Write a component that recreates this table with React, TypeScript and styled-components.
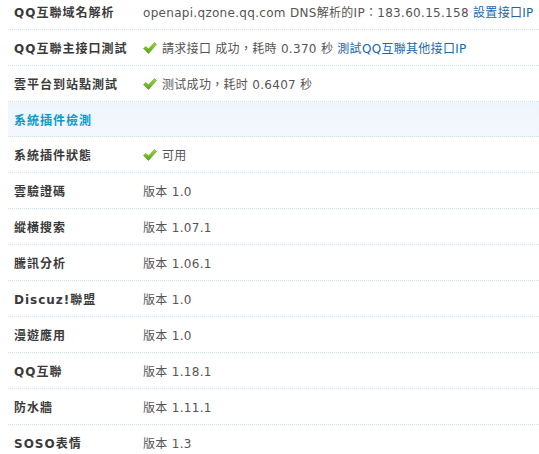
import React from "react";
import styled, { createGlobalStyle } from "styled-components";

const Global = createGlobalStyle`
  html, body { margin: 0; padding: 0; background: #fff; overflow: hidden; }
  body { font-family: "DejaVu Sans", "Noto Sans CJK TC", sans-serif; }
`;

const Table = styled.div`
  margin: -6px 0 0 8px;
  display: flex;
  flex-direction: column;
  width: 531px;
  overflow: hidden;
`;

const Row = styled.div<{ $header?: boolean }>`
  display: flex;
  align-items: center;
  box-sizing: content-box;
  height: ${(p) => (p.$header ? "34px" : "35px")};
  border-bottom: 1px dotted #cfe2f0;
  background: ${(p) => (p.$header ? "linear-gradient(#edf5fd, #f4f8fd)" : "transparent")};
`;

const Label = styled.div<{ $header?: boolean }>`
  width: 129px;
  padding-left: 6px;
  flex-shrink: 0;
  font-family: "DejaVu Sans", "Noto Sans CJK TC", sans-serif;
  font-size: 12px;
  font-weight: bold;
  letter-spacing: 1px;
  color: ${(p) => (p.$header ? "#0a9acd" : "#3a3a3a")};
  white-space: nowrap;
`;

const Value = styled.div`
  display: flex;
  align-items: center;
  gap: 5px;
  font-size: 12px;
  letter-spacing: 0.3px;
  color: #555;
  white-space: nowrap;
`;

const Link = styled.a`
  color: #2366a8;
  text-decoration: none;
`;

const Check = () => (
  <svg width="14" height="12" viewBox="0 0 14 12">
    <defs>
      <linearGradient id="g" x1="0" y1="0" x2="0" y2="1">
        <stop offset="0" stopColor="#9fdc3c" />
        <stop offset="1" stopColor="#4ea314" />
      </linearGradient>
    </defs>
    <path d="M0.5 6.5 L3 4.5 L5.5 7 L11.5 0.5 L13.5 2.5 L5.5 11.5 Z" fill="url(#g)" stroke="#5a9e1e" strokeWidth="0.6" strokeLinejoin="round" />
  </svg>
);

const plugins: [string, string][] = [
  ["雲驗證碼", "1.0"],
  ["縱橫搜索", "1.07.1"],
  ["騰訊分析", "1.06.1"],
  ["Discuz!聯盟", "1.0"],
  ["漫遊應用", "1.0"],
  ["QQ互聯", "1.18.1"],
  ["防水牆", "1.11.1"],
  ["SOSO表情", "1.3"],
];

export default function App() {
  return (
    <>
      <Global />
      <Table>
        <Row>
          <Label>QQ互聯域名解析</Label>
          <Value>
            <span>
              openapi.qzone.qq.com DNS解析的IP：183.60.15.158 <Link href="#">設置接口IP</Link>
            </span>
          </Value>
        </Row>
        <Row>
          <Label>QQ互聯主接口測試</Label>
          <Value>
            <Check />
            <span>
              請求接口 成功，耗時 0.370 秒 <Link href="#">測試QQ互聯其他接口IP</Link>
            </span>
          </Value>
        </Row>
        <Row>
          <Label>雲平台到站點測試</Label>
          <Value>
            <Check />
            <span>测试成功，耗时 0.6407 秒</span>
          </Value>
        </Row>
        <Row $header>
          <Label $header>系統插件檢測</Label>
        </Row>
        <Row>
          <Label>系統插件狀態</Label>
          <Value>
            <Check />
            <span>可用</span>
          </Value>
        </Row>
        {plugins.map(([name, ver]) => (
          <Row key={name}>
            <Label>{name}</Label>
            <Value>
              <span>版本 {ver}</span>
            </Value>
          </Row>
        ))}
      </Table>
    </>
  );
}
※
--- WHAT YOU SHOULD DO ---
Reproduce the listing word for word and omit its pictures.

--- CORRECT RESPONSE ---
Write a component that recreates this table with React, TypeScript and styled-components.
import React from "react";
import styled, { createGlobalStyle } from "styled-components";

const Global = createGlobalStyle`
  html, body { margin: 0; padding: 0; background: #fff; overflow: hidden; }
  body { font-family: "DejaVu Sans", "Noto Sans CJK TC", sans-serif; }
`;

const Table = styled.div`
  margin: -6px 0 0 8px;
  display: flex;
  flex-direction: column;
  width: 531px;
  overflow: hidden;
`;

const Row = styled.div<{ $header?: boolean }>`
  display: flex;
  align-items: center;
  box-sizing: content-box;
  height: ${(p) => (p.$header ? "34px" : "35px")};
  border-bottom: 1px dotted #cfe2f0;
  background: ${(p) => (p.$header ? "linear-gradient(#edf5fd, #f4f8fd)" : "transparent")};
`;

const Label = styled.div<{ $header?: boolean }>`
  width: 129px;
  padding-left: 6px;
  flex-shrink: 0;
  font-family: "DejaVu Sans", "Noto Sans CJK TC", sans-serif;
  font-size: 12px;
  font-weight: bold;
  letter-spacing: 1px;
  color: ${(p) => (p.$header ? "#0a9acd" : "#3a3a3a")};
  white-space: nowrap;
`;

const Value = styled.div`
  display: flex;
  align-items: center;
  gap: 5px;
  font-size: 12px;
  letter-spacing: 0.3px;
  color: #555;
  white-space: nowrap;
`;

const Link = styled.a`
  color: #2366a8;
  text-decoration: none;
`;

const Check = () => (
  <svg width="14" height="12" viewBox="0 0 14 12">
    <defs>
      <linearGradient id="g" x1="0" y1="0" x2="0" y2="1">
        <stop offset="0" stopColor="#9fdc3c" />
        <stop offset="1" stopColor="#4ea314" />
      </linearGradient>
    </defs>
    <path d="M0.5 6.5 L3 4.5 L5.5 7 L11.5 0.5 L13.5 2.5 L5.5 11.5 Z" fill="url(#g)" stroke="#5a9e1e" strokeWidth="0.6" strokeLinejoin="round" />
  </svg>
);

const plugins: [string, string][] = [
  ["雲驗證碼", "1.0"],
  ["縱橫搜索", "1.07.1"],
  ["騰訊分析", "1.06.1"],
  ["Discuz!聯盟", "1.0"],
  ["漫遊應用", "1.0"],
  ["QQ互聯", "1.18.1"],
  ["防水牆", "1.11.1"],
  ["SOSO表情", "1.3"],
];

export default function App() {
  return (
    <>
      <Global />
      <Table>
        <Row>
          <Label>QQ互聯域名解析</Label>
          <Value>
            <span>
              openapi.qzone.qq.com DNS解析的IP：183.60.15.158 <Link href="#">設置接口IP</Link>
            </span>
          </Value>
        </Row>
        <Row>
          <Label>QQ互聯主接口測試</Label>
          <Value>
            <Check />
            <span>
              請求接口 成功，耗時 0.370 秒 <Link href="#">測試QQ互聯其他接口IP</Link>
            </span>
          </Value>
        </Row>
        <Row>
          <Label>雲平台到站點測試</Label>
          <Value>
            <Check />
            <span>测试成功，耗时 0.6407 秒</span>
          </Value>
        </Row>
        <Row $header>
          <Label $header>系統插件檢測</Label>
        </Row>
        <Row>
          <Label>系統插件狀態</Label>
          <Value>
            <Check />
            <span>可用</span>
          </Value>
        </Row>
        {plugins.map(([name, ver]) => (
          <Row key={name}>
            <Label>{name}</Label>
            <Value>
              <span>版本 {ver}</span>
            </Value>
          </Row>
        ))}
      </Table>
    </>
  );
}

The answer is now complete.